There is certainly a record of violent response from the Palestinians following Israeli government provocation, but here you’re positing an unknown correlation that I think you made to fit an agenda and not the facts. I don’t think you can back it up.
“The only “legal” — I use the term loosely, because international law is at best a metaphor — border was the partition plan.’
If the occupied Palestinian land didn’t have legal status then Israel wouldn’t either. That the occupied territories are legally Palestinian goes back to the founding documents of Israel. The British Mandate made them “Mandatory Palestine”. If they have no legal status, then the myriad documents which Israel has signed with our country which recognizes them as Palestinian lands would be fraudulent.
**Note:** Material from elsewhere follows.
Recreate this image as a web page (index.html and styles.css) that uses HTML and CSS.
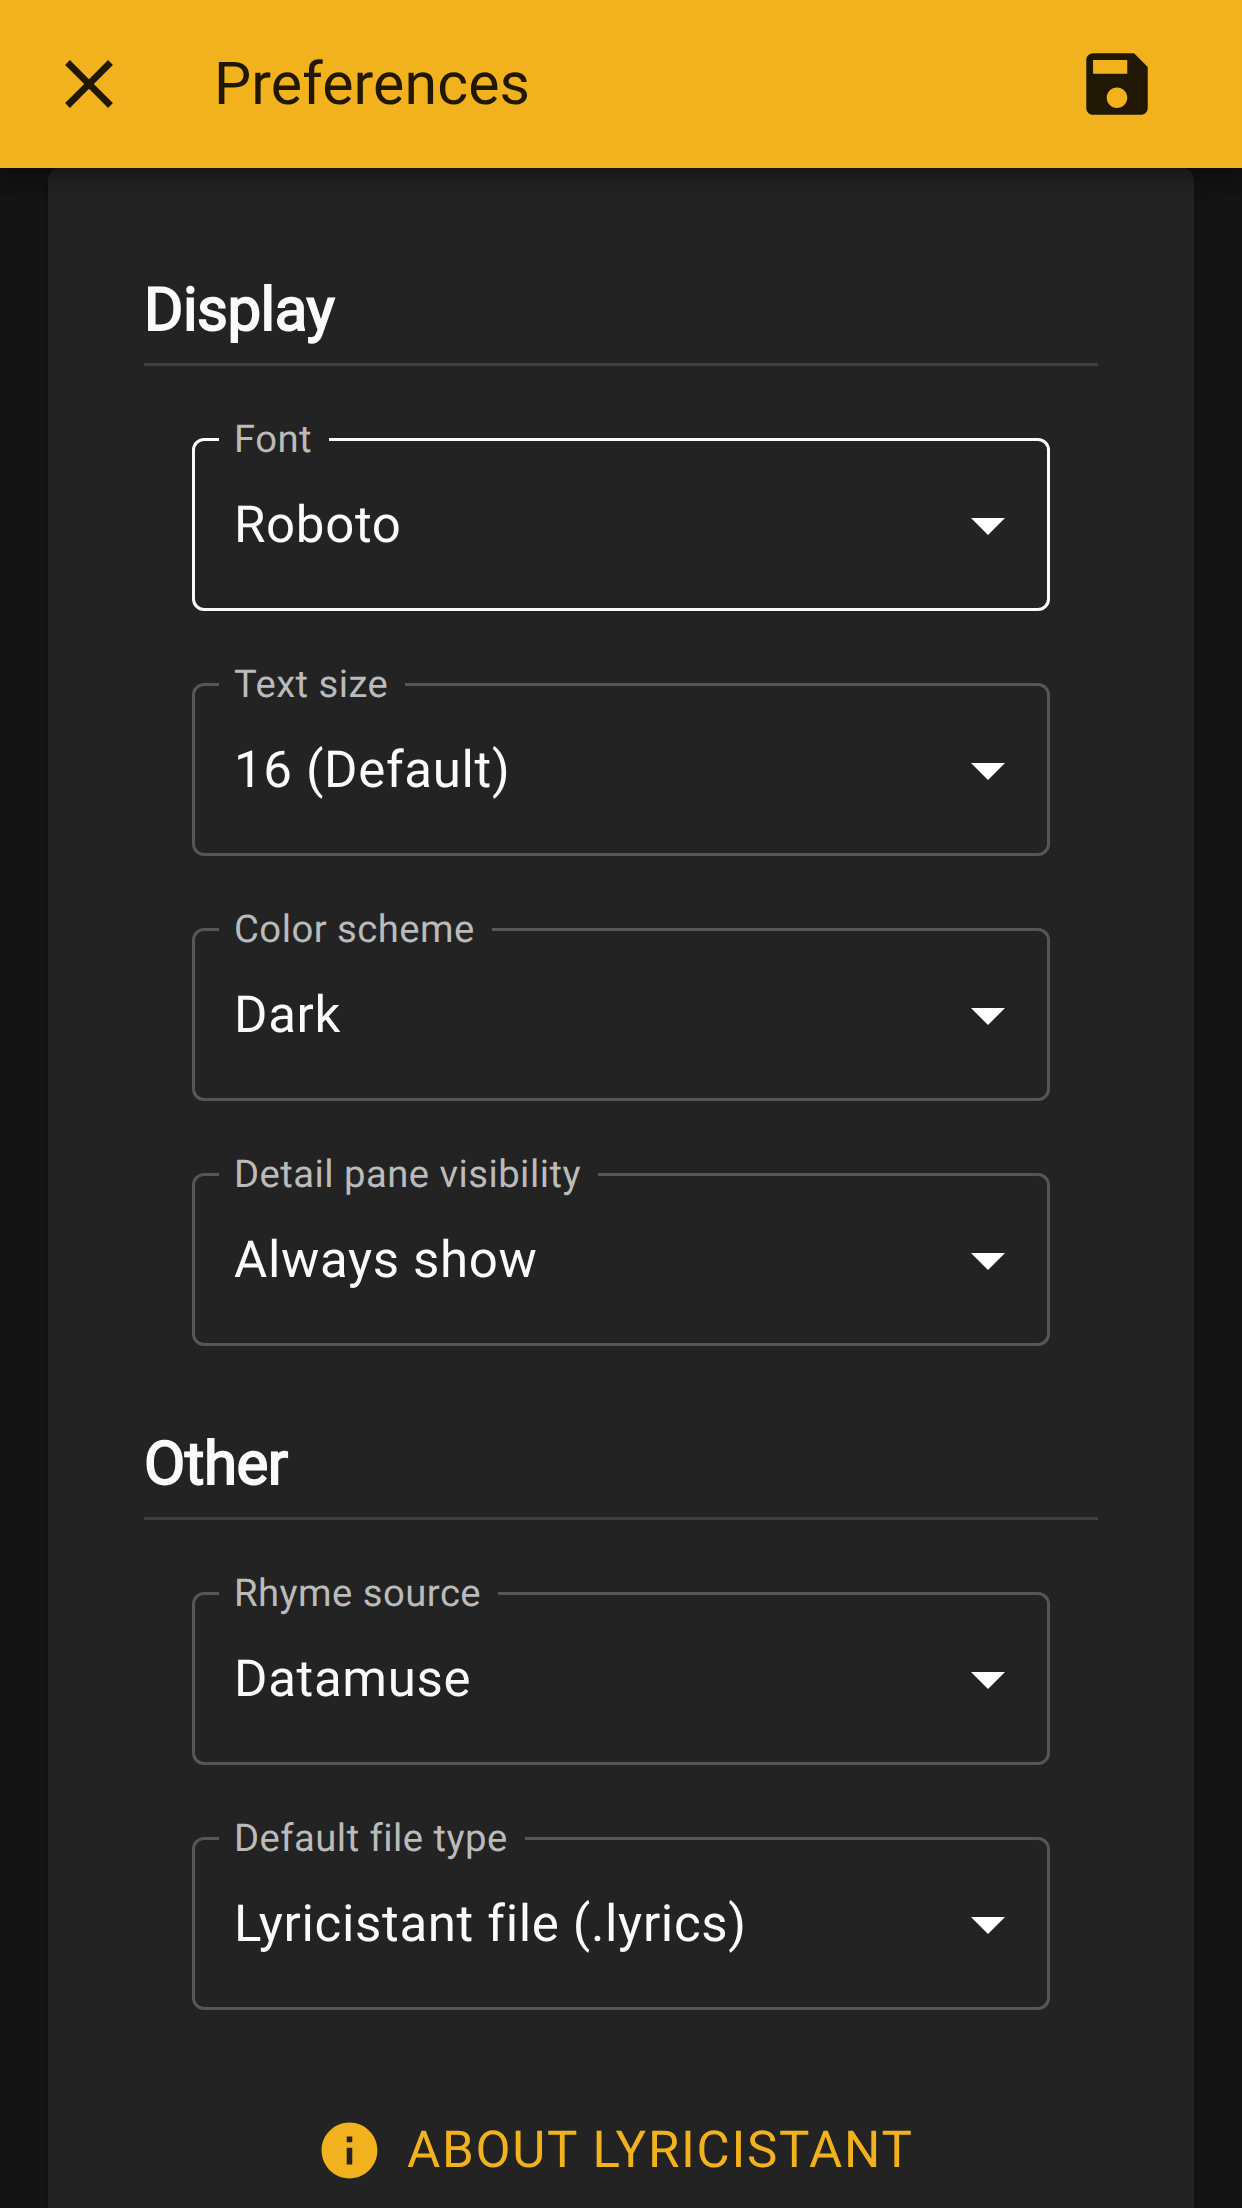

“…doesn’t say that the pre-1967 boundaries are sacred.”
First of all, not all of the pre-1967 boundaries involve the occupied territories. Also, you say “sacred” because that is much more nebulous, and thus, much more defensible than you’re claim that they are not legal.
Now, certain Jewish fundamentalist nut balls that have made political league with Sharon do claim “sacred” rights to the occupied Palestinian land.
David, calling the fragments outside the fence a “state” is like calling a glass of urine a “beverage.”
Dan:
THREE excellent points!
I have long wondered why we have not used all of the money we send to Jordan to pressure Jordan into annexing Palestine.